I need him. His sweet words that make me believe I can do anything. His rational side that will help me see this as a positive, maybe even as an opportunity. Yes, he’ll help through this. I’ll survive. I’ll be fine.
The pep talk to myself doesn’t help, but I know Joshua will.
He replies: See you in an hour or so.
His arms around me are the only remedy for my disappointment. Everything I’ve worked for has come back to my father. Again. It’s a comparison I’ll never be able to shake. Did I just lose a job I wanted because I wasn’t his protégé?
Walking toward the door of Joshua’s apartment building, the doorman tips his head and holds the door open for me. “Welcome back, Dr. Fox. Mr. Evans left a key for you.”
“Thank you.” I enter the lobby and follow him to the desk, wanting to disappear in my hurt feelings, but doing my best for a stiff upper lip until I can fall apart in private.
“You made it home just in time. Looks like a storm’s blowing in.”
As if cued, lightning flashes outside. “Seems so.”
Inside the apartment, I set my purse down on the table in the entry. It’s quiet here, dark, the lights from the apartments across the street and another flash of lightning greeting me with a loud crack shortly after. I walk down the short hall and enter the large living space, not feeling at home without him here.
Getting a glass of water, I rest my weight on the island and drink, trying to wash away the feeling of failure threatening to take over.

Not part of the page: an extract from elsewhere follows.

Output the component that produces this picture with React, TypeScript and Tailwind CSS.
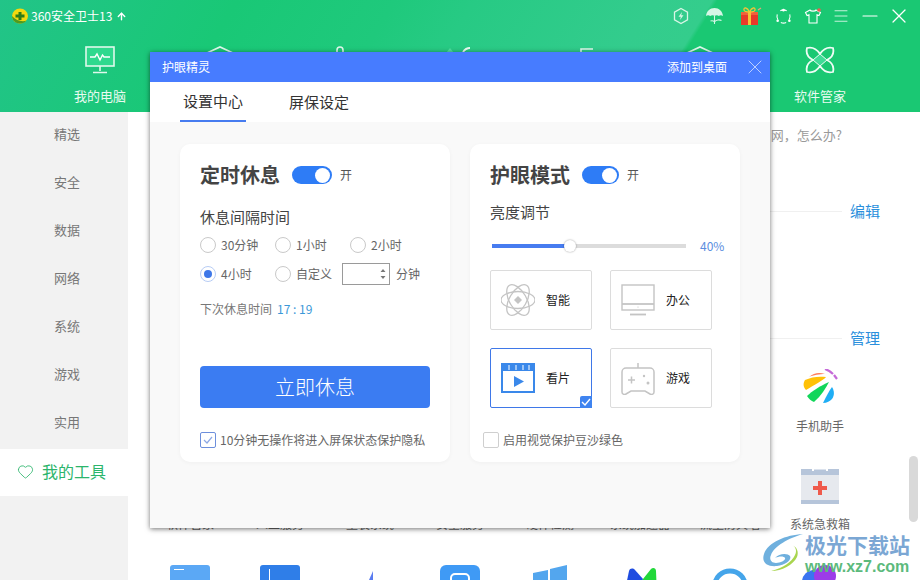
import type { ReactNode } from "react";
import { X, Minus, Menu, ArrowUp, Heart } from "lucide-react";

const sideItems = ["安全", "数据", "网络", "系统", "游戏", "实用"];

const Logo360 = () => (
  <svg width="18" height="16" viewBox="0 0 18 16">
    <ellipse cx="9" cy="8" rx="8" ry="7.500" fill="#f3d90f" />
    <path d="M1 8c0 4 3.500 7.500 8 7.500 3 0 5-1 6.500-3C12 14 5 13 1 8z" fill="#4f9a1f" />
    <path d="M7.500 4h3v2.500h3v3h-3V12h-3V9.500h-3v-3h3z" fill="#2f7d17" />
  </svg>
);

const TopIcons = () => (
  <div className="flex items-center">
    <svg width="18" height="18" viewBox="0 0 18 18" fill="none" stroke="#d8f5e6" strokeWidth="1.300" className="mr-[15px]">
      <path d="M9 1.500l6.500 3.700v7.600L9 16.500l-6.500-3.700V5.200z" />
      <path d="M10 5L6.500 9.700h2.300L8 13l3.500-4.700H9.200z" fill="#d8f5e6" stroke="none" />
    </svg>
    <svg width="20" height="18" viewBox="0 0 20 18" className="mr-[14px]">
      <path d="M1 9C1.500 4 5 1 9.500 1S17.500 4 18 9c-1.300-1-3-1-4.200 0-1-1-3-1-4.300 0-1-1-3-1-4.300 0-1.200-1-3-1-4.200 0z" fill="#d6f6e6" />
      <path d="M9.500 9v8M9.500 15c1.500-2.500 5-2.500 7-1.500M9.500 15c-1-1.300-2.500-1.500-4-1" stroke="#d6f6e6" strokeWidth="1.100" fill="none" />
    </svg>
    <svg width="24" height="20" viewBox="0 0 24 20" className="mr-[12px]">
      <rect x="2" y="6" width="17" height="13" fill="#e83a2a" />
      <rect x="2" y="6" width="17" height="3" fill="#f0623a" />
      <rect x="9" y="6" width="3" height="13" fill="#f3c437" />
      <path d="M10.500 6C8 1 4.500 1 5 4c.2 1.500 3 2 5.500 2zm0 0C13 1 16.500 1 16 4c-.2 1.500-3 2-5.500 2z" fill="none" stroke="#f3c437" strokeWidth="1.300" />
      <path d="M19 4l3-2" stroke="#e9a27c" strokeWidth="1.300" />
    </svg>
    <svg width="17" height="17" viewBox="0 0 16 16" fill="none" stroke="#fff" strokeWidth="1" className="mr-[12px]">
      <path d="M5 2.600A6.200 6.200 0 0 1 11 2.600M13.900 6a6.200 6.200 0 0 1-.6 5M10.500 13.700a6.200 6.200 0 0 1-5 0M2.700 11A6.200 6.200 0 0 1 2.100 6" />
      <circle cx="8" cy="2" r="1.200" fill="#fff" stroke="none" />
      <circle cx="2.500" cy="12" r="1.200" fill="#fff" stroke="none" />
      <circle cx="13.500" cy="12" r="1.200" fill="#fff" stroke="none" />
    </svg>
    <svg width="18" height="16" viewBox="0 0 18 16" fill="none" stroke="#fff" strokeWidth="1.100" className="mr-[10px]">
      <path d="M6 2L1.500 4.500l1.500 3 2-.8V15h8V6.700l2 .8 1.500-3L12 2c-.5 1.500-5.500 1.500-6 0z" />
      <circle cx="15" cy="2" r="1.800" fill="#ee5a52" stroke="none" />
    </svg>
    <Menu size={18} color="#fff" strokeWidth={1} className="mr-[8px]" />
    <Minus size={24} color="#fff" strokeWidth={1.100} className="mr-[5px]" />
    <X size={24} color="#fff" strokeWidth={1.200} />
  </div>
);

const navTips: ReactNode[] = [
  <svg key="pc" width="30" height="28" viewBox="0 0 30 28" fill="none" stroke="#dff8ec" strokeWidth="1.600">
    <rect x="1" y="1" width="28" height="19" fill="#2fd98e" />
    <path d="M5 11h5l2-3 3 6 2.500-5 1.500 2h6" stroke="#fff" strokeWidth="1.400" />
    <path d="M15 20v5M8 26.500h14" />
  </svg>,
  <svg key="a" width="30" height="28" viewBox="0 0 30 28" fill="none" stroke="#dff8ec" strokeWidth="1.600">
    <path d="M2 7L15 1l13 6v14H2z" />
  </svg>,
  <svg key="b" width="30" height="28" viewBox="0 0 30 28" fill="none" stroke="#dff8ec" strokeWidth="1.600">
    <rect x="12" y="1" width="6" height="14" rx="3" />
  </svg>,
  <svg key="c" width="30" height="28" viewBox="0 0 30 28" fill="none">
    <path d="M5 2l4 5H1z" fill="#50e0a0" />
    <path d="M18 6c2-3 4-4 7-4" stroke="#e9fbf2" strokeWidth="1.800" />
  </svg>,
  <svg key="d" width="30" height="28" viewBox="0 0 30 28" fill="none" stroke="#dff8ec" strokeWidth="1.600">
    <path d="M28 3H16V18" />
  </svg>,
  <svg key="e" width="30" height="28" viewBox="0 0 30 28" fill="none" stroke="#dff8ec" strokeWidth="1.600">
    <path d="M2 7L15 1l13 6v14H2z" />
  </svg>,
  <svg key="f" width="30" height="28" viewBox="0 0 30 28" fill="none" stroke="#eefcf5" strokeWidth="1.800">
    <path d="M2 2C6 1 11 2 15 8C19 2 24 1 28 2C29 6 28 11 22 14C28 17 29 22 28 26C24 27 19 26 15 20C11 26 6 27 2 26C1 22 2 17 8 14C2 11 1 6 2 2z" />
    <path d="M15 8l7 6-7 6-7-6z" fill="#3fdc97" strokeWidth="1" />
  </svg>,
];

const navLabels = ["我的电脑", "", "", "", "", "", "软件管家"];

const Toggle = ({ wide }: { wide?: boolean }) => (
  <div className={`flex h-[18px] items-center justify-end rounded-full bg-[#2e7cf6] pr-[2px] ${wide ? "w-[40px]" : "w-[37px]"}`}>
    <div className="h-[15px] w-[15px] rounded-full bg-white" />
  </div>
);

const Radio = ({ label, checked, className }: { label: string; checked?: boolean; className: string }) => (
  <div className={`flex items-center ${className}`}>
    <div className={`flex h-[16px] w-[16px] items-center justify-center rounded-full border ${checked ? "border-[#b8cdf5]" : "border-[#c9c9c9]"}`}>
      {checked && <div className="h-[8px] w-[8px] rounded-full bg-[#3f78e8]" />}
    </div>
    <span className="ml-[5px] text-[12px] leading-[16px] text-[#666]">{label}</span>
  </div>
);

const ModeBox = ({ icon, label, active, className }: { icon: ReactNode; label: string; active?: boolean; className?: string }) => (
  <div className={`relative flex h-[60px] w-[102px] items-center rounded-[2px] border pl-[10px] ${active ? "border-[#3f78e8]" : "border-[#dcdcdc]"} ${className ?? ""}`}>
    {icon}
    <span className="ml-[11px] text-[12px] leading-[16px] text-[#222]">{label}</span>
    {active && (
      <div className="absolute -bottom-px -right-px flex h-[12px] w-[12px] items-center justify-center rounded-tl-[2px] bg-[#3f84f0]">
        <svg width="10" height="8" viewBox="0 0 10 8" fill="none" stroke="#fff" strokeWidth="1.400">
          <path d="M1 4l3 3 5-6" />
        </svg>
      </div>
    )}
  </div>
);

const AtomIcon = () => (
  <svg width="34" height="36" viewBox="0 0 34 36" fill="none" stroke="#c4c4c4" strokeWidth="1.300">
    <ellipse cx="17" cy="18" rx="17" ry="8.500" />
    <ellipse cx="17" cy="18" rx="17" ry="8.500" transform="rotate(60 17 18)" />
    <ellipse cx="17" cy="18" rx="17" ry="8.500" transform="rotate(120 17 18)" />
    <path d="M17 14l4 4-4 4-4-4z" fill="#c4c4c4" stroke="none" />
  </svg>
);

const DeskIcon = () => (
  <svg width="34" height="32" viewBox="0 0 34 32" fill="none" stroke="#c4c4c4" strokeWidth="1.400">
    <rect x="1" y="1" width="32" height="25" />
    <path d="M1 20h32" strokeWidth="1.800" />
    <path d="M9 30.500h16" strokeWidth="1.800" />
    <circle cx="17" cy="23" r="0.600" fill="#c4c4c4" stroke="none" />
  </svg>
);

const FilmIcon = () => (
  <svg width="34" height="30" viewBox="0 0 34 30" fill="none">
    <rect x="1" y="1" width="32" height="28" stroke="#3a88ea" strokeWidth="2" />
    <rect x="1" y="1" width="32" height="7" fill="#3a88ea" />
    <path d="M8 2v5M15 2v5M22 2v5M28 2v5" stroke="#bcd8fa" strokeWidth="1.500" />
    <path d="M13 13l10 5.500L13 24z" fill="#3a88ea" />
  </svg>
);

const PadIcon = () => (
  <svg width="34" height="33" viewBox="0 0 34 33" fill="none" stroke="#c4c4c4" strokeWidth="1.500">
    <path d="M17 1v5M5 6h24a4 4 0 0 1 4 4v20c0 2-2 3-4 2l-5-3H10l-5 3c-2 1-4 0-4-2V10a4 4 0 0 1 4-4z" />
    <path d="M7 18h7M10.500 14.500v7" />
    <circle cx="23" cy="14" r="1.200" fill="#c4c4c4" stroke="none" />
    <circle cx="27" cy="21" r="1.500" fill="#c4c4c4" stroke="none" />
  </svg>
);

const Modal = () => (
  <div className="absolute left-[150px] top-[52px] flex h-[476px] w-[620px] flex-col bg-[#f9f9f9] shadow-[0_1px_5px_rgba(0,0,0,0.55)]">
    <div className="flex h-[30px] items-center bg-[#477cff] pl-[12px] pr-[3px] text-[12px] leading-[16px] text-white">
      <span>护眼精灵</span>
      <span className="ml-auto">添加到桌面</span>
      <X size={24} strokeWidth={0.8} color="#dbe6ff" className="ml-[16px]" />
    </div>
    <div className="flex h-[40px] bg-white pl-[30px] text-[15px] text-[#333]">
      <div className="flex h-[40px] w-[66px] items-center justify-center border-b-2 border-[#477cf0]">设置中心</div>
      <div className="ml-[43px] flex h-[40px] items-center">屏保设定</div>
    </div>
    <div className="flex gap-[20px] px-[30px] pt-[22px]">
      <div className="flex h-[318px] w-[270px] flex-col rounded-[10px] bg-white pl-[20px] shadow-[0_1px_4px_rgba(0,0,0,0.04)]">
        <div className="mt-[19px] flex h-[24px] items-center">
          <span className="text-[20px] font-bold leading-[24px] text-[#444]">定时休息</span>
          <div className="ml-[12px]"><Toggle wide /></div>
          <span className="ml-[8px] text-[12px] leading-[16px] text-[#555]">开</span>
        </div>
        <div className="mt-[20px] text-[15px] leading-[20px] text-[#444]">休息间隔时间</div>
        <div className="mt-[10px] flex h-[16px]">
          <Radio label="30分钟" className="w-[75px]" />
          <Radio label="1小时" className="w-[75px]" />
          <Radio label="2小时" className="w-[75px]" />
        </div>
        <div className="mt-[10px] flex h-[22px] items-center">
          <Radio label="4小时" checked className="w-[75px]" />
          <Radio label="自定义" className="w-[67px]" />
          <div className="flex h-[22px] w-[48px] flex-col items-end justify-center border border-[#9a9a9a] pr-[3px]">
            <svg width="6" height="12" viewBox="0 0 6 12" fill="#777">
              <path d="M3 1l2.500 3h-5zM3 11L.5 8h5z" />
            </svg>
          </div>
          <span className="ml-[6px] text-[12px] leading-[16px] text-[#666]">分钟</span>
        </div>
        <div className="mt-[16px] flex h-[16px] text-[12px] leading-[16px] text-[#777]">
          <span>下次休息时间</span>
          <span className="ml-[5px] text-[#3b98d8]">17 : 19</span>
        </div>
        <button type="button" className="mt-[49px] h-[42px] w-[230px] rounded-[4px] bg-[#3b7cf2] text-[20px] font-light text-white">立即休息</button>
        <div className="mt-[24px] flex items-center">
          <div className="flex h-[16px] w-[16px] items-center justify-center rounded-[2px] border border-[#6d8fdc]">
            <svg width="10" height="8" viewBox="0 0 10 8" fill="none" stroke="#8da8e4" strokeWidth="1.200">
              <path d="M1 4l3 3 5-6" />
            </svg>
          </div>
          <span className="ml-[4px] text-[12px] leading-[16px] text-[#666]">10分钟无操作将进入屏保状态保护隐私</span>
        </div>
      </div>
      <div className="flex h-[318px] w-[270px] flex-col rounded-[10px] bg-white pl-[20px] shadow-[0_1px_4px_rgba(0,0,0,0.04)]">
        <div className="mt-[19px] flex h-[24px] items-center">
          <span className="text-[20px] font-bold leading-[24px] text-[#444]">护眼模式</span>
          <div className="ml-[12px]"><Toggle /></div>
          <span className="ml-[8px] text-[12px] leading-[16px] text-[#555]">开</span>
        </div>
        <div className="mt-[15px] text-[15px] leading-[20px] text-[#444]">亮度调节</div>
        <div className="mt-[14px] flex h-[20px] items-center">
          <div className="relative ml-[2px] h-[4px] w-[194px] bg-[#dcdcdc]">
            <div className="h-[4px] w-[78px] bg-[#477cf0]" />
            <div className="absolute left-[72px] top-[-4px] h-[12px] w-[12px] rounded-full bg-white shadow-[0_0_2px_rgba(0,0,0,0.4)]" />
          </div>
          <span className="ml-[14px] text-[12px] leading-[16px] text-[#5b8ee0]">40%</span>
        </div>
        <div className="mt-[14px] flex gap-[18px]">
          <ModeBox icon={<AtomIcon />} label="智能" />
          <ModeBox icon={<DeskIcon />} label="办公" />
        </div>
        <div className="mt-[18px] flex gap-[18px]">
          <ModeBox icon={<FilmIcon />} label="看片" active />
          <ModeBox icon={<PadIcon />} label="游戏" />
        </div>
        <div className="mt-[24px] ml-[-7px] flex items-center">
          <div className="h-[16px] w-[16px] rounded-[2px] border border-[#cfcfcf]" />
          <span className="ml-[4px] text-[12px] leading-[16px] text-[#666]">启用视觉保护豆沙绿色</span>
        </div>
      </div>
    </div>
  </div>
);

const Watermark = () => (
  <div className="absolute bottom-[4px] left-[762px] flex items-start">
    <svg width="42" height="42" viewBox="0 0 42 42" fill="none">
      <path d="M41 1C24 2 6 9 2 21c-3 9 4 13 13 12 9-1 15-6 13-10-2-3-11-3-15 2 4-2 9-2 10 0 1 2-4 5-9 5-5 0-7-4-5-8C12 13 27 5 41 1z" fill="#6fb0de" />
      <path d="M30 12c4 2 5 6 3 10-3 7-12 13-24 16 11 0 22-6 26-14 2-5 0-10-5-12z" fill="#a9d54f" />
    </svg>
    <div className="ml-px flex flex-col items-start">
      <span className="text-[21px] font-bold leading-[22px] text-[#7ba7d4]">极光下载站</span>
      <span className="mt-[3px] font-['Liberation_Sans',sans-serif] text-[16px] font-bold leading-[18px] text-[#5cba7c]">www.xz7.com</span>
    </div>
  </div>
);

const bottomLabels = ["软件管家", "人工服务", "重装系统", "安全服务", "硬件检测", "系统加速器", "流量防火墙", "系统急救箱"];

const BottomIcons = () => (
  <div className="mt-[33px] grid w-[720px] grid-cols-8 justify-items-center">
    <div className="h-[30px] w-[40px] rounded-[3px] bg-[#5ba8f5]">
      <div className="ml-[4px] mt-[4px] h-[1px] w-[10px] bg-white" />
    </div>
    <div className="h-[30px] w-[40px] rounded-[3px] bg-[#2f7ee8]">
      <div className="ml-[9px] mt-[4px] h-[12px] w-[1px] bg-white" />
    </div>
    <svg width="40" height="30" viewBox="0 0 40 30"><path d="M23 6l-4 9h4z" fill="#5a7cf0" /></svg>
    <div className="h-[30px] w-[40px] rounded-[6px] bg-[#3f9af5]">
      <div className="ml-[10px] mt-[8px] h-[20px] w-[20px] rounded-[5px] border-2 border-white" />
    </div>
    <svg width="38" height="30" viewBox="0 0 38 30"><path d="M2 8l15-3v10H2zM19 4l17-4v15H19zM2 17h15v13H2zM19 17h17v13H19z" fill="#53a6ee" /></svg>
    <svg width="38" height="30" viewBox="0 0 38 30"><path d="M3 30L8 6c1-3 4-3 6-1l8 9-6 16z" fill="#1f4ce0" /><path d="M16 30l6-16L30 4c2-2 5-1 5 2l1 24z" fill="#22d83a" /></svg>
    <svg width="38" height="30" viewBox="0 0 38 30" fill="none"><ellipse cx="19" cy="20" rx="15" ry="14" stroke="#45a5ea" strokeWidth="5" /></svg>
    <svg width="38" height="30" viewBox="0 0 38 30"><circle cx="13" cy="17" r="12" fill="#3b74f0" /><circle cx="24" cy="11" r="11" fill="#9c3ce8" /><circle cx="30" cy="24" r="9" fill="#e0281e" /></svg>
  </div>
);

export default function App() {
  return (
    <div className="relative h-[580px] w-[920px] overflow-hidden bg-white font-['Noto_Sans_CJK_SC','Noto_Sans',sans-serif]">
      <header className="h-[112px] bg-[linear-gradient(122deg,#22c488_0%,#19c876_24%,#1fc97c_40%,#27ca84_48%,#33cc8d_66%,#34cd8c_72%,#1ac873_72.500%,#1ac873_100%)]">
        <div className="flex h-[32px] items-center pl-[11px] pr-[9px]">
          <Logo360 />
          <span className="ml-[2px] text-[12px] leading-[16px] text-white">360安全卫士13</span>
          <ArrowUp size={11} color="#fff" strokeWidth={3} className="ml-[4px]" />
          <div className="ml-auto"><TopIcons /></div>
        </div>
        <div className="mt-[14px] flex pl-[40px]">
          {navTips.map((icon, i) => (
            <div key={i} className="flex h-[66px] w-[120px] flex-col items-center">
              {icon}
              <span className="mt-[14px] text-[13px] leading-[16px] text-[#e8fbf1]">{navLabels[i]}</span>
            </div>
          ))}
        </div>
      </header>
      <div className="flex h-[468px]">
        <aside className="flex w-[128px] flex-col bg-[#f2f2f2]">
          <div className="mb-[2px] flex h-[44px] shrink-0 items-center pl-[54px] text-[13px] text-[#777]">精选</div>
          {sideItems.map((s) => (
            <div key={s} className="flex h-[48px] shrink-0 items-center pl-[54px] text-[13px] text-[#777]">{s}</div>
          ))}
          <div className="mt-[3px] flex h-[47px] items-center bg-white pb-[3px] pl-[17px] text-[16px] text-[#2cb56c]">
            <Heart size={17} strokeWidth={1.200} className="mr-[8px] text-[#2cb56c]" />
            我的工具
          </div>
        </aside>
        <main className="flex-1 pl-[17px]">
          <div className="mt-[15px] pr-[78px] text-right text-[13px] leading-[16px] text-[#999]">网，怎么办?</div>
          <div className="mt-[58px] flex items-center pr-[40px]">
            <div className="ml-[40px] h-px flex-1 bg-[#f0f0f0]" />
            <span className="ml-[8px] text-[15px] leading-[20px] text-[#2a8fdc]">编辑</span>
          </div>
          <div className="mt-[107px] flex items-center pr-[40px]">
            <div className="ml-[40px] h-px flex-1 bg-[#f0f0f0]" />
            <span className="ml-[8px] text-[15px] leading-[20px] text-[#2a8fdc]">管理</span>
          </div>
          <div className="mt-[21px] flex w-[720px] justify-end">
            <div className="flex w-[90px] flex-col items-center">
              <svg width="38" height="38" viewBox="0 0 38 38">
                <path d="M8 8a16 16 0 0 1 16-3c-5 0-12 1-16 3z" fill="#ff7d5a" />
                <path d="M5 8c6-3 14-4 21-3-2 3-12 8-20 13-3-3-3-7-1-10z" fill="#ffc107" transform="translate(-1 3)" />
                <path d="M6 27c5-5 13-10 22-14-3 6-8 14-15 20-3-1-5-3-7-6z" fill="#12d65a" />
                <path d="M22 34c3-6 6-12 9-16 2 3 3 8 0 12-2 2-5 4-9 4z" fill="#20aef5" />
                <path d="M24 0c3 1 6 3 8 5M33 6l3 4" stroke="#c56ad8" strokeWidth="2.200" fill="none" />
              </svg>
              <span className="mt-[11px] text-[12px] leading-[16px] text-[#666]">手机助手</span>
            </div>
          </div>
          <div className="mt-[34px] flex h-[38px] w-[720px] justify-end">
            <div className="flex w-[90px] justify-center">
              <svg width="38" height="38" viewBox="0 0 38 38">
                <path d="M0 1h38v6H0zM0 32h38v4H0z" fill="#b6c5da" />
                <rect y="7" width="38" height="25" fill="#e6e9ee" />
                <path d="M11 0h16v3h-2V1.500H13V3h-2z" fill="#fff" />
                <path d="M17 13h4v5h5v4h-5v5h-4v-5h-5v-4h5z" fill="#ef5a4c" />
              </svg>
            </div>
          </div>
          <div className="mt-[10px] grid w-[720px] grid-cols-8 justify-items-center">
            {bottomLabels.map((s) => (
              <span key={s} className="text-[12px] leading-[16px] text-[#666]">{s}</span>
            ))}
          </div>
          <BottomIcons />
        </main>
      </div>
      <Modal />
      <div className="absolute right-[2px] top-[456px] h-[66px] w-[9px] rounded-full bg-[#d9d9d9]" />
      <Watermark />
    </div>
  );
}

I refill it and walk to the windows, standing with the rain pouring down on the other side.
Being in Joshua’s apartment alone and soon to be jobless were never things I would have imagined a week ago.
The weather is fitting for my mood. Still unsettled, I head for his bedroom to take a shower. While the water heats, I find my bag on the bench at the foot of the bed. Digging out the things I need, I take them into the bathroom with me, starting to find comfort in his home.
The hot water feels good on my shoulders, and though it doesn’t clear my head of the what-ifs—what if I would have become a surgeon? What if I would have gone to work for my father? What if I had listened to him?
I squeeze my eyes closed, knowing I’ll always choose the path I took because like Joshua said, there are no do-overs, and my destiny always ends with him. Standing in his closet, I see one of the T-shirts I remember him wearing back in college. The Patty’s Diner logo is faded, but still evokes a smile. Closing my eyes, I hold it to my nose, feeling the soft fabric against my face before slipping it over my head. I brush my wet hair and take care of my skin, but this feeling of loss keeps returning.